How to actually empty the cup
I won’t pretend I’ve arrived. I’m still travelling, still emptying the cup, still catching myself mid-judgement. But a few things genuinely moved the needle for me, and none of them are mystical:
- Turn inward, on purpose. Inward is a dimensionless space — you won’t find it on a map or a compass. It only opens up for someone who is willing to be straight and truthful with themselves first. Ten honest minutes of sitting with your own breath does more than ten books of borrowed answers.
- Catch the reflex to defend. The next time you feel that hot little urge to win an argument, pause and ask: am I protecting a belief, or am I actually curious about what’s true? Most of the time you’re just guarding the cup.
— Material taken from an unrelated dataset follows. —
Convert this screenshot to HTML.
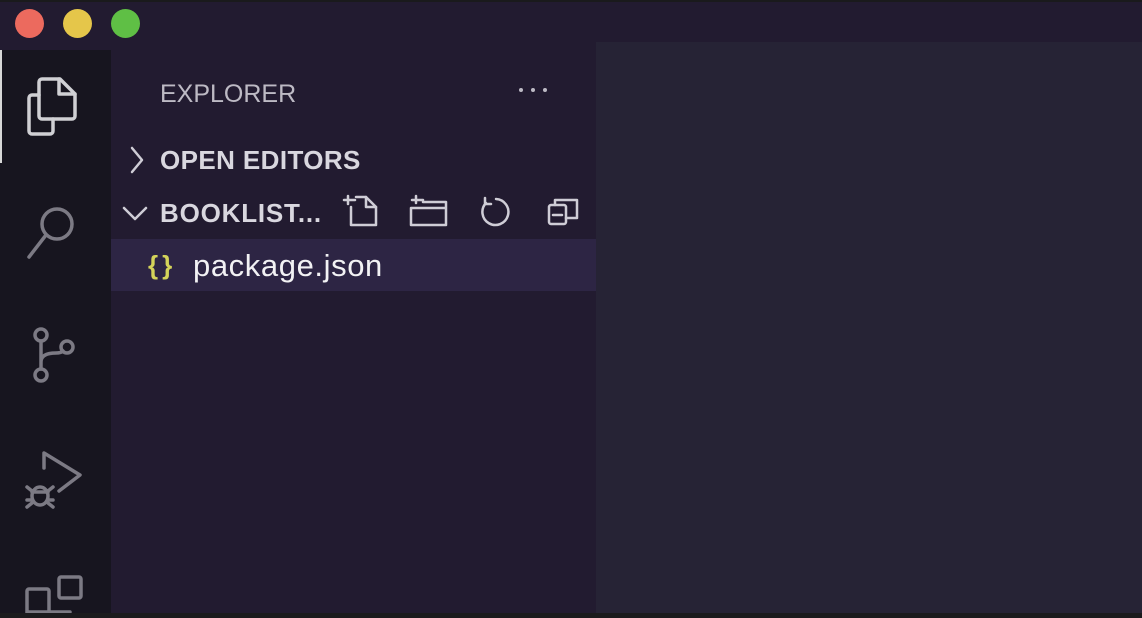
<!DOCTYPE html>
<html><head><style>
*{margin:0;padding:0;box-sizing:border-box}
body{width:1142px;height:618px;background:#221b30;position:relative;overflow:hidden;font-family:"Liberation Sans",sans-serif}
.abs{position:absolute}
.dot{position:absolute;top:9px;width:29px;height:29px;border-radius:50%}
</style></head><body>
<div class="abs" style="left:0;top:0;width:1142px;height:2px;background:#1a1a1c"></div>
<div class="dot" style="left:15px;background:#ec6a5e"></div>
<div class="dot" style="left:63px;background:#e5c64a"></div>
<div class="dot" style="left:111px;background:#5fbf45"></div>
<div class="abs" style="left:0;top:50px;width:111px;height:563px;background:#17151f"></div>
<div class="abs" style="left:0;top:50px;width:2px;height:113px;background:#d8d8d8"></div>
<div class="abs" style="left:111px;top:50px;width:485px;height:563px;background:#221b30"></div>
<div class="abs" style="left:596px;top:42px;width:546px;height:571px;background:#262335"></div>
<div class="abs" style="left:0;top:613px;width:1142px;height:5px;background:#1b1b1d"></div>
<div class="abs" style="left:111px;top:239px;width:485px;height:52px;background:#2d2544"></div>
<svg class="abs" style="left:0;top:50px" width="111" height="563" fill="none" stroke="#7c7a84" stroke-width="3.5" stroke-linecap="round" stroke-linejoin="round">
<g stroke="#d0d0d4">
<path d="M39 48 V32 a3 3 0 0 1 3-3 H60 L75 44 V66 a3 3 0 0 1 -3 3 H42 a3 3 0 0 1 -3-3Z"/>
<path d="M59 29 V44 H75"/>
<path d="M39 45 H32 a3 3 0 0 0 -3 3 V81 a3 3 0 0 0 3 3 H50 a3 3 0 0 0 3-3 V69"/>
</g>
<circle cx="57" cy="174" r="15"/><path d="M46 185 L29 207"/>
<circle cx="41" cy="285" r="6"/><circle cx="67" cy="297" r="6"/><circle cx="41" cy="325" r="6"/>
<path d="M41 291 V319 M41 312 Q41 303 56 303 Q61 303 63 301"/>
<path d="M44 418 V403 L80 425 L59 441"/>
<ellipse cx="40" cy="446" rx="8" ry="9"/><path d="M32 442 H48 M27 437 L32 441 M27 450 H32 M27 457 L32 453 M53 437 L48 441 M53 450 H48 M53 457 L48 453"/>
<rect x="59" y="527" width="22" height="21" rx="2"/>
<path d="M27 563 V541 a2 2 0 0 1 2-2 H47 a2 2 0 0 1 2 2 V563 M27 562 H70"/>
</svg>
<div class="abs" style="left:160px;top:80px;font-size:25px;color:#bdbac4">EXPLORER</div>
<svg class="abs" style="left:515px;top:85px" width="40" height="10"><g fill="#bdbac4"><circle cx="6" cy="5" r="2"/><circle cx="18" cy="5" r="2"/><circle cx="30" cy="5" r="2"/></g></svg>
<svg class="abs" style="left:120px;top:140px" width="480" height="100" fill="none" stroke="#cfcdd6" stroke-width="2.5" stroke-linecap="round" stroke-linejoin="round">
<path d="M12 8 L22 20 L12 32"/>
<path d="M4 68 L15 79 L26 68"/>
<path d="M228 64 V56 M224 60 H235 M236 57 H246 L256 67 V85 H231 V67"/><path d="M246 57 V67 H256"/>
<path d="M296 63 V56 M292 60 H303 M303 62 H326 V85 H291 V68 H326"/>
<path d="M366 63 A13 13 0 1 0 376 59 M365 58 V64 H371"/>
<rect x="429" y="65" width="17" height="19" rx="2"/><path d="M435 65 V60 H457 V78 H446 M433 75 H442"/>
</svg>
<div class="abs" style="left:160px;top:145px;font-size:26px;font-weight:bold;color:#d9d7df;letter-spacing:0.4px">OPEN EDITORS</div>
<div class="abs" style="left:160px;top:198px;font-size:26px;font-weight:bold;color:#d9d7df;letter-spacing:0.8px">BOOKLIST...</div>
<div class="abs" style="left:148px;top:250px;font-size:26px;font-weight:bold;color:#d4d35a;letter-spacing:4px">{}</div>
<div class="abs" style="left:193px;top:248px;font-size:31px;color:#f2f2f4;letter-spacing:0.6px">package.json</div>
</body></html>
- Name what you don’t know — out loud. Saying “I don’t know, tell me more” is one of the most powerful sentences in any language. It disarms the room and it disarms you.
- Hold your certainties loosely. Treat your strongest opinions as the most likely to be hiding something in that fourth quadrant. The ones you’d never question are exactly the ones to question.
I keep a small set of reflection prompts and trackers for this kind of inner work over in the resources, because honestly, a posture this slippery needs structure to hold. And if you want the longer arc of how this fits across all eight spheres of a life in flux — work, money, relationships, the lot — it’s all in the book. You can read a bit more about where I’m coming from here.
Change is the only constant, and it does not wait for you to have the right beliefs. It arrives whether your cup is full or empty. The difference is only this: a full cup spills it all over the floor, and an empty one is finally able to receive.